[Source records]
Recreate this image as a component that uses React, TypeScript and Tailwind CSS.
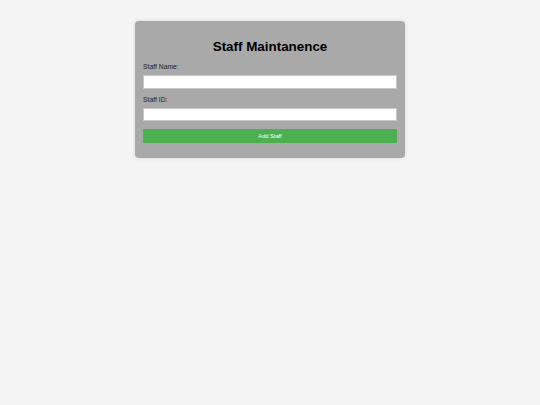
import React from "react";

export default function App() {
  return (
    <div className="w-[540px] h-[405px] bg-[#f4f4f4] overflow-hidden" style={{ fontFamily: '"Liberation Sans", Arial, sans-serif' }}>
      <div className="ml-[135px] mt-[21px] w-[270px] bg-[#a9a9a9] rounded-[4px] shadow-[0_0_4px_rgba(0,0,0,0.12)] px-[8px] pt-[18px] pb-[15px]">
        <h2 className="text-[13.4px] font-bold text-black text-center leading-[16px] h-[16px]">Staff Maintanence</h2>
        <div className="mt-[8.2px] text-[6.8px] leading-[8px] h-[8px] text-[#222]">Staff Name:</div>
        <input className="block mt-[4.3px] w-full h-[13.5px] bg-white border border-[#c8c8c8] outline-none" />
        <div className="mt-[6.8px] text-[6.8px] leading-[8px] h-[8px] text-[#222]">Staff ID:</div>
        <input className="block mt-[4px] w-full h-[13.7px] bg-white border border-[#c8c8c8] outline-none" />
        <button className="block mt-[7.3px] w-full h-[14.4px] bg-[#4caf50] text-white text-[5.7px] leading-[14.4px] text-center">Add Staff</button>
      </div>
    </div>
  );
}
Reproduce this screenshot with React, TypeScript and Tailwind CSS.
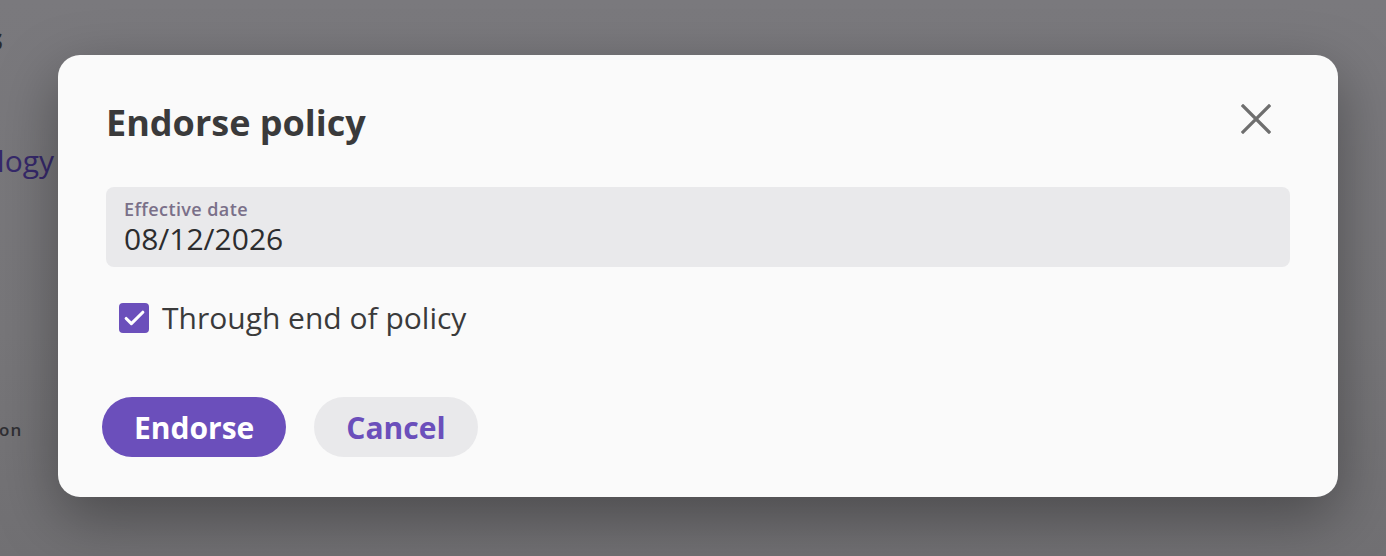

### Work required
Retype all entries exactly as they appear, dropping the images.

### Written solution
Recreate this image as a component that uses React, TypeScript and Tailwind CSS.
import React from "react";

export default function App() {
  return (
    <div className="w-[540px] h-[405px] bg-[#f4f4f4] overflow-hidden" style={{ fontFamily: '"Liberation Sans", Arial, sans-serif' }}>
      <div className="ml-[135px] mt-[21px] w-[270px] bg-[#a9a9a9] rounded-[4px] shadow-[0_0_4px_rgba(0,0,0,0.12)] px-[8px] pt-[18px] pb-[15px]">
        <h2 className="text-[13.4px] font-bold text-black text-center leading-[16px] h-[16px]">Staff Maintanence</h2>
        <div className="mt-[8.2px] text-[6.8px] leading-[8px] h-[8px] text-[#222]">Staff Name:</div>
        <input className="block mt-[4.3px] w-full h-[13.5px] bg-white border border-[#c8c8c8] outline-none" />
        <div className="mt-[6.8px] text-[6.8px] leading-[8px] h-[8px] text-[#222]">Staff ID:</div>
        <input className="block mt-[4px] w-full h-[13.7px] bg-white border border-[#c8c8c8] outline-none" />
        <button className="block mt-[7.3px] w-full h-[14.4px] bg-[#4caf50] text-white text-[5.7px] leading-[14.4px] text-center">Add Staff</button>
      </div>
    </div>
  );
}
Reproduce this screenshot with React, TypeScript and Tailwind CSS.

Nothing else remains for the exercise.